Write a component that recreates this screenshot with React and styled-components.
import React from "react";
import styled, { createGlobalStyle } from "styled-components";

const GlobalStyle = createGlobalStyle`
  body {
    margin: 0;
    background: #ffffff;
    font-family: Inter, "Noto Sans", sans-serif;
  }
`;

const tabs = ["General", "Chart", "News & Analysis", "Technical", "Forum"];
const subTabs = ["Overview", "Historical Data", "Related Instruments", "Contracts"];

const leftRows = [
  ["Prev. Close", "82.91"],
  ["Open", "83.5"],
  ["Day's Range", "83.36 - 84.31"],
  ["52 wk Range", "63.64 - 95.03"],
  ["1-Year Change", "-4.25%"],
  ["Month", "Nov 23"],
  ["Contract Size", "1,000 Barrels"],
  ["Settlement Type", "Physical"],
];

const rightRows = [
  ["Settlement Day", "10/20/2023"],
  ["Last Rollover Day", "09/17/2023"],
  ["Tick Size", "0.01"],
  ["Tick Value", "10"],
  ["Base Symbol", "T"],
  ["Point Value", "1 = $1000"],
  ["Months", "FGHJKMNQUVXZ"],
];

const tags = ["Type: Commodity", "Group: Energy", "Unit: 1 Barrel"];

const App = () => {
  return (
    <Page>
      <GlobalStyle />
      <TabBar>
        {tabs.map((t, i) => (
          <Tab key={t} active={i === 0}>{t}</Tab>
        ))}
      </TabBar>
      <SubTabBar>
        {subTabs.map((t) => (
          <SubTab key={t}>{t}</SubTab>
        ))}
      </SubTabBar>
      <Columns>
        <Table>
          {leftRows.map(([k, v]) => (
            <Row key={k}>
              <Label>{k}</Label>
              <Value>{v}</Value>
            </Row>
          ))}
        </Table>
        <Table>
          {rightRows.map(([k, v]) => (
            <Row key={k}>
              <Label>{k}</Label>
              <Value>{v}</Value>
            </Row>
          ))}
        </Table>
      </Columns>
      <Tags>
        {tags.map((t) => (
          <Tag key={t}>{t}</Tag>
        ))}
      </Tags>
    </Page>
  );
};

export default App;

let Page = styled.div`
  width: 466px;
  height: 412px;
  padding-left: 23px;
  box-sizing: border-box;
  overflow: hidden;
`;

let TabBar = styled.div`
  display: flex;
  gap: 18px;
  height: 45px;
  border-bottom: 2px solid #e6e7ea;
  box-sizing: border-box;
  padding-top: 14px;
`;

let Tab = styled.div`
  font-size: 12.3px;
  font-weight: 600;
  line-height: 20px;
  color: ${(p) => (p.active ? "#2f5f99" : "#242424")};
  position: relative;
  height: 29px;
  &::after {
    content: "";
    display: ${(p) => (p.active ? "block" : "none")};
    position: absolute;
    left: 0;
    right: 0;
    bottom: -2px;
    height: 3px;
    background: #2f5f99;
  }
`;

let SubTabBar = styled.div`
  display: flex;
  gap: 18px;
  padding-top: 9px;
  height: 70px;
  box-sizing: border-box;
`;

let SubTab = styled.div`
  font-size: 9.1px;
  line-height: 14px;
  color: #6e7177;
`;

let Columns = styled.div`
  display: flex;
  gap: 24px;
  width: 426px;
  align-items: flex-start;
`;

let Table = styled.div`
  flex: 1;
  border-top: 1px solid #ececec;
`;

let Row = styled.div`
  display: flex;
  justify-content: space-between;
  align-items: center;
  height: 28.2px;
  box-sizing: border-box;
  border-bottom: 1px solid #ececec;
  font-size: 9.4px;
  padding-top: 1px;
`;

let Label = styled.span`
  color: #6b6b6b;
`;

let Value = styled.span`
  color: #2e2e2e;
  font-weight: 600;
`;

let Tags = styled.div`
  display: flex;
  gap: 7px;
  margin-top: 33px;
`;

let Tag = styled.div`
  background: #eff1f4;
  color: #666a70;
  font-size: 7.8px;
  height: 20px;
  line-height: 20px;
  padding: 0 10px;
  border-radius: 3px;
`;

+ + + +

Set down the listing in full, keeping every word exactly as it is.

Write a component that recreates this screenshot with React and styled-components.
import React from "react";
import styled, { createGlobalStyle } from "styled-components";

const GlobalStyle = createGlobalStyle`
  body {
    margin: 0;
    background: #ffffff;
    font-family: Inter, "Noto Sans", sans-serif;
  }
`;

const tabs = ["General", "Chart", "News & Analysis", "Technical", "Forum"];
const subTabs = ["Overview", "Historical Data", "Related Instruments", "Contracts"];

const leftRows = [
  ["Prev. Close", "82.91"],
  ["Open", "83.5"],
  ["Day's Range", "83.36 - 84.31"],
  ["52 wk Range", "63.64 - 95.03"],
  ["1-Year Change", "-4.25%"],
  ["Month", "Nov 23"],
  ["Contract Size", "1,000 Barrels"],
  ["Settlement Type", "Physical"],
];

const rightRows = [
  ["Settlement Day", "10/20/2023"],
  ["Last Rollover Day", "09/17/2023"],
  ["Tick Size", "0.01"],
  ["Tick Value", "10"],
  ["Base Symbol", "T"],
  ["Point Value", "1 = $1000"],
  ["Months", "FGHJKMNQUVXZ"],
];

const tags = ["Type: Commodity", "Group: Energy", "Unit: 1 Barrel"];

const App = () => {
  return (
    <Page>
      <GlobalStyle />
      <TabBar>
        {tabs.map((t, i) => (
          <Tab key={t} active={i === 0}>{t}</Tab>
        ))}
      </TabBar>
      <SubTabBar>
        {subTabs.map((t) => (
          <SubTab key={t}>{t}</SubTab>
        ))}
      </SubTabBar>
      <Columns>
        <Table>
          {leftRows.map(([k, v]) => (
            <Row key={k}>
              <Label>{k}</Label>
              <Value>{v}</Value>
            </Row>
          ))}
        </Table>
        <Table>
          {rightRows.map(([k, v]) => (
            <Row key={k}>
              <Label>{k}</Label>
              <Value>{v}</Value>
            </Row>
          ))}
        </Table>
      </Columns>
      <Tags>
        {tags.map((t) => (
          <Tag key={t}>{t}</Tag>
        ))}
      </Tags>
    </Page>
  );
};

export default App;

let Page = styled.div`
  width: 466px;
  height: 412px;
  padding-left: 23px;
  box-sizing: border-box;
  overflow: hidden;
`;

let TabBar = styled.div`
  display: flex;
  gap: 18px;
  height: 45px;
  border-bottom: 2px solid #e6e7ea;
  box-sizing: border-box;
  padding-top: 14px;
`;

let Tab = styled.div`
  font-size: 12.3px;
  font-weight: 600;
  line-height: 20px;
  color: ${(p) => (p.active ? "#2f5f99" : "#242424")};
  position: relative;
  height: 29px;
  &::after {
    content: "";
    display: ${(p) => (p.active ? "block" : "none")};
    position: absolute;
    left: 0;
    right: 0;
    bottom: -2px;
    height: 3px;
    background: #2f5f99;
  }
`;

let SubTabBar = styled.div`
  display: flex;
  gap: 18px;
  padding-top: 9px;
  height: 70px;
  box-sizing: border-box;
`;

let SubTab = styled.div`
  font-size: 9.1px;
  line-height: 14px;
  color: #6e7177;
`;

let Columns = styled.div`
  display: flex;
  gap: 24px;
  width: 426px;
  align-items: flex-start;
`;

let Table = styled.div`
  flex: 1;
  border-top: 1px solid #ececec;
`;

let Row = styled.div`
  display: flex;
  justify-content: space-between;
  align-items: center;
  height: 28.2px;
  box-sizing: border-box;
  border-bottom: 1px solid #ececec;
  font-size: 9.4px;
  padding-top: 1px;
`;

let Label = styled.span`
  color: #6b6b6b;
`;

let Value = styled.span`
  color: #2e2e2e;
  font-weight: 600;
`;

let Tags = styled.div`
  display: flex;
  gap: 7px;
  margin-top: 33px;
`;

let Tag = styled.div`
  background: #eff1f4;
  color: #666a70;
  font-size: 7.8px;
  height: 20px;
  line-height: 20px;
  padding: 0 10px;
  border-radius: 3px;
`;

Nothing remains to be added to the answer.